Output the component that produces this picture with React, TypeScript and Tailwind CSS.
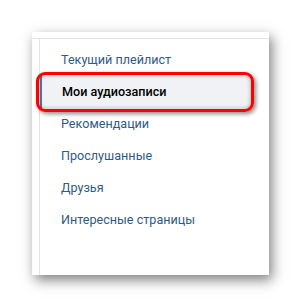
import React from "react";

const items = [
  "Текущий плейлист",
  "Мои аудиозаписи",
  "Рекомендации",
  "Прослушанные",
  "Друзья",
  "Интересные страницы",
];

export default function App() {
  return (
    <div
      className="relative w-[301px] h-[307px] bg-white overflow-hidden pl-[32px] pt-[32px]"
      style={{ fontFamily: "Roboto, 'Open Sans', sans-serif" }}
    >
      <div className="relative w-[237px] h-[243px] bg-white pt-[6px] shadow-[3px_5px_12px_rgba(0,0,0,0.5)]">
        <div className="h-full border-t border-[#e3e4e8]">
          <div className="ml-[7px] h-full border-l border-[#e3e4e8] pt-[5px]">
            {items.map((t, i) =>
              i === 1 ? (
                <div
                  key={t}
                  className="h-[32px] mr-[18px] flex items-center pl-[20px] bg-[#f0f2f5] border-l-2 border-[#5b7aa3] text-[12.6px] font-medium text-[#000]"
                >
                  {t}
                </div>
              ) : (
                <div
                  key={t}
                  className="h-[32px] flex items-center pl-[21px] text-[12.6px] text-[#2f5b87]"
                >
                  {t}
                </div>
              )
            )}
          </div>
        </div>
        <div className="absolute left-[4px] top-[40px] w-[218px] h-[40px] rounded-[9px] border-[3px] border-[#ff0000] shadow-[2px_2px_4px_rgba(0,0,0,0.45),inset_0_0_4px_rgba(0,0,0,0.35)]" />
      </div>
    </div>
  );
}
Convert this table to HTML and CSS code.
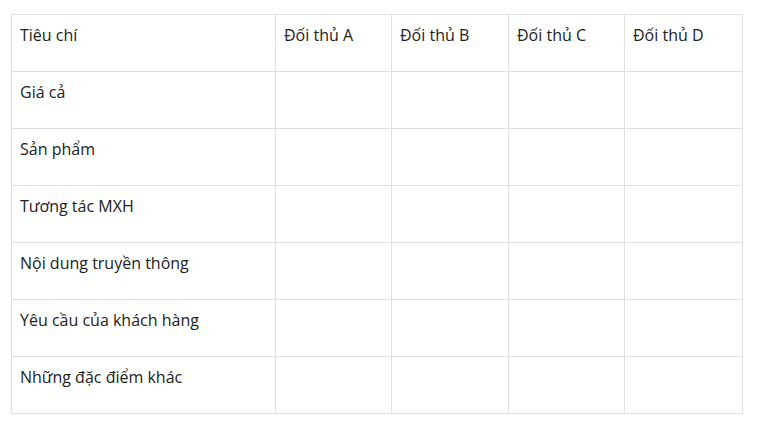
FILE: index.html
```html
<!DOCTYPE html>
<html lang="vi">
<head>
<meta charset="utf-8">
<link rel="stylesheet" href="styles.css">
</head>
<body>
<table class="compare">
  <colgroup>
    <col class="c-main"><col class="c-a"><col class="c-b"><col class="c-c"><col class="c-d">
  </colgroup>
  <tr><td>Tiêu chí</td><td>Đối thủ A</td><td>Đối thủ B</td><td>Đối thủ C</td><td>Đối thủ D</td></tr>
  <tr><td>Giá cả</td><td></td><td></td><td></td><td></td></tr>
  <tr><td>Sản phẩm</td><td></td><td></td><td></td><td></td></tr>
  <tr><td>Tương tác MXH</td><td></td><td></td><td></td><td></td></tr>
  <tr><td>Nội dung truyền thông</td><td></td><td></td><td></td><td></td></tr>
  <tr><td>Yêu cầu của khách hàng</td><td></td><td></td><td></td><td></td></tr>
  <tr><td>Những đặc điểm khác</td><td></td><td></td><td></td><td></td></tr>
</table>
</body>
</html>
```
FILE: styles.css
```css
html, body {
  margin: 0;
  background: #fff;
}
body {
  padding: 14px 0 0 11px;
  font-family: "Open Sans", "Noto Sans", sans-serif;
  font-size: 16px;
  color: #222;
}
.compare {
  border-collapse: collapse;
  table-layout: fixed;
  width: 731px;
}
.c-main { width: 264px; }
.c-a { width: 116px; }
.c-b { width: 117px; }
.c-c { width: 116px; }
.c-d { width: 118px; }
.compare td {
  border: 1px solid #e0e0e0;
  height: 56px;
  box-sizing: border-box;
  padding: 8px 8px;
  vertical-align: top;
  line-height: 24px;
}
.compare tr { height: 57px; }
```
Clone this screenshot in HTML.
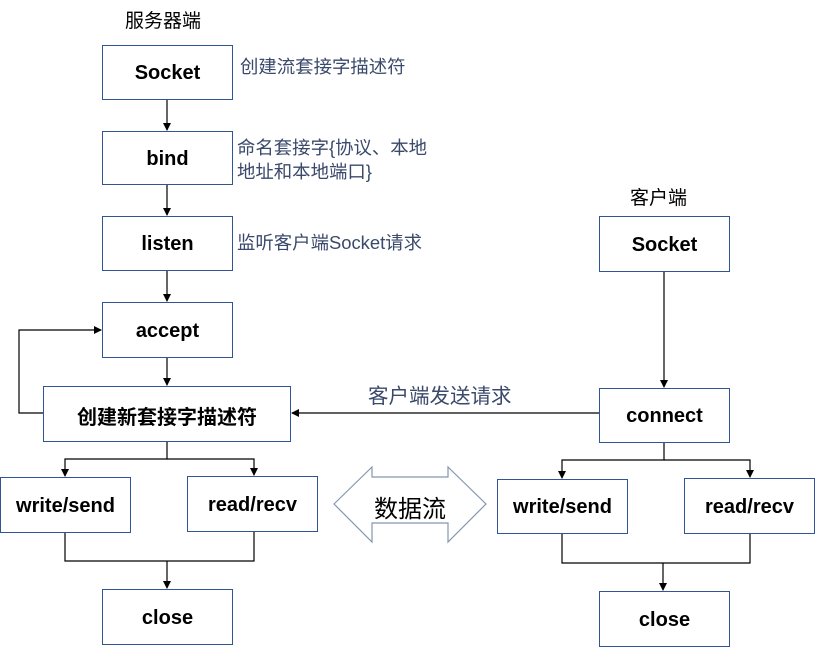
<!DOCTYPE html>
<html><head><meta charset="utf-8"><style>
body{margin:0;width:815px;height:647px;background:#fff;overflow:hidden;position:relative;font-family:"Liberation Sans","Noto Sans CJK SC",sans-serif}
.b{position:absolute;box-sizing:border-box;border:1.3px solid #2f5597;background:#fff;display:flex;align-items:center;justify-content:center;font-size:20px;color:#000;font-weight:bold;padding-top:2px}
.t{position:absolute;font-size:18.4px;color:#3b4a6b;white-space:nowrap;line-height:24px}
.h{position:absolute;font-size:19px;color:#000;white-space:nowrap}
svg{position:absolute;left:0;top:0}
</style></head><body>
<svg width="815" height="647">
<defs><marker id="a" markerWidth="8" markerHeight="8" refX="7" refY="4" orient="auto" markerUnits="userSpaceOnUse"><path d="M0,0 L8,4 L0,8 z" fill="#000"/></marker></defs>
<g stroke="#000" stroke-width="1.2" fill="none">
<line x1="167" y1="99" x2="167" y2="130" marker-end="url(#a)"/>
<line x1="167" y1="184" x2="167" y2="215" marker-end="url(#a)"/>
<line x1="167" y1="270" x2="167" y2="301" marker-end="url(#a)"/>
<line x1="167" y1="357" x2="167" y2="385" marker-end="url(#a)"/>
<polyline points="43,413 19,413 19,330 101,330" marker-end="url(#a)"/>
<polyline points="167,441 167,459 65,459 65,476" marker-end="url(#a)"/>
<polyline points="167,459 254,459 254,475" marker-end="url(#a)"/>
<polyline points="65,532 65,561 254,561 254,531"/>
<line x1="167" y1="561" x2="167" y2="588" marker-end="url(#a)"/>
<line x1="599" y1="413" x2="292" y2="413" marker-end="url(#a)"/>
<line x1="664" y1="271" x2="664" y2="387" marker-end="url(#a)"/>
<polyline points="664,442 664,460 562,460 562,478" marker-end="url(#a)"/>
<polyline points="664,460 750,460 750,477" marker-end="url(#a)"/>
<polyline points="562,533 562,563 750,563 750,533"/>
<line x1="663" y1="563" x2="663" y2="590" marker-end="url(#a)"/>
</g>
<path d="M334,504 L372,467 L372,477 L448,477 L448,467 L486,504 L448,542 L448,523 L372,523 L372,542 Z" fill="#fff" stroke="#8497b0" stroke-width="1.2"/>
</svg>
<div class="h" style="left:125px;top:6px">服务器端</div>
<div class="h" style="left:630px;top:183px">客户端</div>
<div class="b" style="left:102px;top:45px;width:131px;height:55px">Socket</div>
<div class="b" style="left:102px;top:131px;width:131px;height:54px">bind</div>
<div class="b" style="left:102px;top:216px;width:131px;height:55px">listen</div>
<div class="b" style="left:102px;top:302px;width:131px;height:56px">accept</div>
<div class="b" style="left:43px;top:386px;width:248px;height:56px">创建新套接字描述符</div>
<div class="b" style="left:0px;top:477px;width:131px;height:56px">write/send</div>
<div class="b" style="left:187px;top:476px;width:131px;height:56px">read/recv</div>
<div class="b" style="left:102px;top:589px;width:131px;height:56px">close</div>
<div class="b" style="left:599px;top:216px;width:131px;height:56px">Socket</div>
<div class="b" style="left:599px;top:388px;width:131px;height:55px">connect</div>
<div class="b" style="left:497px;top:479px;width:131px;height:55px">write/send</div>
<div class="b" style="left:684px;top:478px;width:131px;height:56px">read/recv</div>
<div class="b" style="left:599px;top:591px;width:131px;height:56px">close</div>
<div class="t" style="left:240px;top:55px">创建流套接字描述符</div>
<div class="t" style="left:237px;top:136px">命名套接字{协议、本地<br>地址和本地端口}</div>
<div class="t" style="left:237px;top:231px">监听客户端Socket请求</div>
<div class="t" style="left:368px;top:385px;font-size:20.5px">客户端发送请求</div>
<div class="h" style="left:374px;top:489px;font-size:24px">数据流</div>
</body></html>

==========

_The task_
Transcribe every entry word for word, but omit the pictures.

_The reply_
Output the component that produces this picture with React, TypeScript and Tailwind CSS.
import React from "react";

const items = [
  "Текущий плейлист",
  "Мои аудиозаписи",
  "Рекомендации",
  "Прослушанные",
  "Друзья",
  "Интересные страницы",
];

export default function App() {
  return (
    <div
      className="relative w-[301px] h-[307px] bg-white overflow-hidden pl-[32px] pt-[32px]"
      style={{ fontFamily: "Roboto, 'Open Sans', sans-serif" }}
    >
      <div className="relative w-[237px] h-[243px] bg-white pt-[6px] shadow-[3px_5px_12px_rgba(0,0,0,0.5)]">
        <div className="h-full border-t border-[#e3e4e8]">
          <div className="ml-[7px] h-full border-l border-[#e3e4e8] pt-[5px]">
            {items.map((t, i) =>
              i === 1 ? (
                <div
                  key={t}
                  className="h-[32px] mr-[18px] flex items-center pl-[20px] bg-[#f0f2f5] border-l-2 border-[#5b7aa3] text-[12.6px] font-medium text-[#000]"
                >
                  {t}
                </div>
              ) : (
                <div
                  key={t}
                  className="h-[32px] flex items-center pl-[21px] text-[12.6px] text-[#2f5b87]"
                >
                  {t}
                </div>
              )
            )}
          </div>
        </div>
        <div className="absolute left-[4px] top-[40px] w-[218px] h-[40px] rounded-[9px] border-[3px] border-[#ff0000] shadow-[2px_2px_4px_rgba(0,0,0,0.45),inset_0_0_4px_rgba(0,0,0,0.35)]" />
      </div>
    </div>
  );
}
Convert this table to HTML and CSS code.
FILE: index.html
```html
<!DOCTYPE html>
<html lang="vi">
<head>
<meta charset="utf-8">
<link rel="stylesheet" href="styles.css">
</head>
<body>
<table class="compare">
  <colgroup>
    <col class="c-main"><col class="c-a"><col class="c-b"><col class="c-c"><col class="c-d">
  </colgroup>
  <tr><td>Tiêu chí</td><td>Đối thủ A</td><td>Đối thủ B</td><td>Đối thủ C</td><td>Đối thủ D</td></tr>
  <tr><td>Giá cả</td><td></td><td></td><td></td><td></td></tr>
  <tr><td>Sản phẩm</td><td></td><td></td><td></td><td></td></tr>
  <tr><td>Tương tác MXH</td><td></td><td></td><td></td><td></td></tr>
  <tr><td>Nội dung truyền thông</td><td></td><td></td><td></td><td></td></tr>
  <tr><td>Yêu cầu của khách hàng</td><td></td><td></td><td></td><td></td></tr>
  <tr><td>Những đặc điểm khác</td><td></td><td></td><td></td><td></td></tr>
</table>
</body>
</html>
```
FILE: styles.css
```css
html, body {
  margin: 0;
  background: #fff;
}
body {
  padding: 14px 0 0 11px;
  font-family: "Open Sans", "Noto Sans", sans-serif;
  font-size: 16px;
  color: #222;
}
.compare {
  border-collapse: collapse;
  table-layout: fixed;
  width: 731px;
}
.c-main { width: 264px; }
.c-a { width: 116px; }
.c-b { width: 117px; }
.c-c { width: 116px; }
.c-d { width: 118px; }
.compare td {
  border: 1px solid #e0e0e0;
  height: 56px;
  box-sizing: border-box;
  padding: 8px 8px;
  vertical-align: top;
  line-height: 24px;
}
.compare tr { height: 57px; }
```
Clone this screenshot in HTML.
<!DOCTYPE html>
<html><head><meta charset="utf-8"><style>
body{margin:0;width:815px;height:647px;background:#fff;overflow:hidden;position:relative;font-family:"Liberation Sans","Noto Sans CJK SC",sans-serif}
.b{position:absolute;box-sizing:border-box;border:1.3px solid #2f5597;background:#fff;display:flex;align-items:center;justify-content:center;font-size:20px;color:#000;font-weight:bold;padding-top:2px}
.t{position:absolute;font-size:18.4px;color:#3b4a6b;white-space:nowrap;line-height:24px}
.h{position:absolute;font-size:19px;color:#000;white-space:nowrap}
svg{position:absolute;left:0;top:0}
</style></head><body>
<svg width="815" height="647">
<defs><marker id="a" markerWidth="8" markerHeight="8" refX="7" refY="4" orient="auto" markerUnits="userSpaceOnUse"><path d="M0,0 L8,4 L0,8 z" fill="#000"/></marker></defs>
<g stroke="#000" stroke-width="1.2" fill="none">
<line x1="167" y1="99" x2="167" y2="130" marker-end="url(#a)"/>
<line x1="167" y1="184" x2="167" y2="215" marker-end="url(#a)"/>
<line x1="167" y1="270" x2="167" y2="301" marker-end="url(#a)"/>
<line x1="167" y1="357" x2="167" y2="385" marker-end="url(#a)"/>
<polyline points="43,413 19,413 19,330 101,330" marker-end="url(#a)"/>
<polyline points="167,441 167,459 65,459 65,476" marker-end="url(#a)"/>
<polyline points="167,459 254,459 254,475" marker-end="url(#a)"/>
<polyline points="65,532 65,561 254,561 254,531"/>
<line x1="167" y1="561" x2="167" y2="588" marker-end="url(#a)"/>
<line x1="599" y1="413" x2="292" y2="413" marker-end="url(#a)"/>
<line x1="664" y1="271" x2="664" y2="387" marker-end="url(#a)"/>
<polyline points="664,442 664,460 562,460 562,478" marker-end="url(#a)"/>
<polyline points="664,460 750,460 750,477" marker-end="url(#a)"/>
<polyline points="562,533 562,563 750,563 750,533"/>
<line x1="663" y1="563" x2="663" y2="590" marker-end="url(#a)"/>
</g>
<path d="M334,504 L372,467 L372,477 L448,477 L448,467 L486,504 L448,542 L448,523 L372,523 L372,542 Z" fill="#fff" stroke="#8497b0" stroke-width="1.2"/>
</svg>
<div class="h" style="left:125px;top:6px">服务器端</div>
<div class="h" style="left:630px;top:183px">客户端</div>
<div class="b" style="left:102px;top:45px;width:131px;height:55px">Socket</div>
<div class="b" style="left:102px;top:131px;width:131px;height:54px">bind</div>
<div class="b" style="left:102px;top:216px;width:131px;height:55px">listen</div>
<div class="b" style="left:102px;top:302px;width:131px;height:56px">accept</div>
<div class="b" style="left:43px;top:386px;width:248px;height:56px">创建新套接字描述符</div>
<div class="b" style="left:0px;top:477px;width:131px;height:56px">write/send</div>
<div class="b" style="left:187px;top:476px;width:131px;height:56px">read/recv</div>
<div class="b" style="left:102px;top:589px;width:131px;height:56px">close</div>
<div class="b" style="left:599px;top:216px;width:131px;height:56px">Socket</div>
<div class="b" style="left:599px;top:388px;width:131px;height:55px">connect</div>
<div class="b" style="left:497px;top:479px;width:131px;height:55px">write/send</div>
<div class="b" style="left:684px;top:478px;width:131px;height:56px">read/recv</div>
<div class="b" style="left:599px;top:591px;width:131px;height:56px">close</div>
<div class="t" style="left:240px;top:55px">创建流套接字描述符</div>
<div class="t" style="left:237px;top:136px">命名套接字{协议、本地<br>地址和本地端口}</div>
<div class="t" style="left:237px;top:231px">监听客户端Socket请求</div>
<div class="t" style="left:368px;top:385px;font-size:20.5px">客户端发送请求</div>
<div class="h" style="left:374px;top:489px;font-size:24px">数据流</div>
</body></html>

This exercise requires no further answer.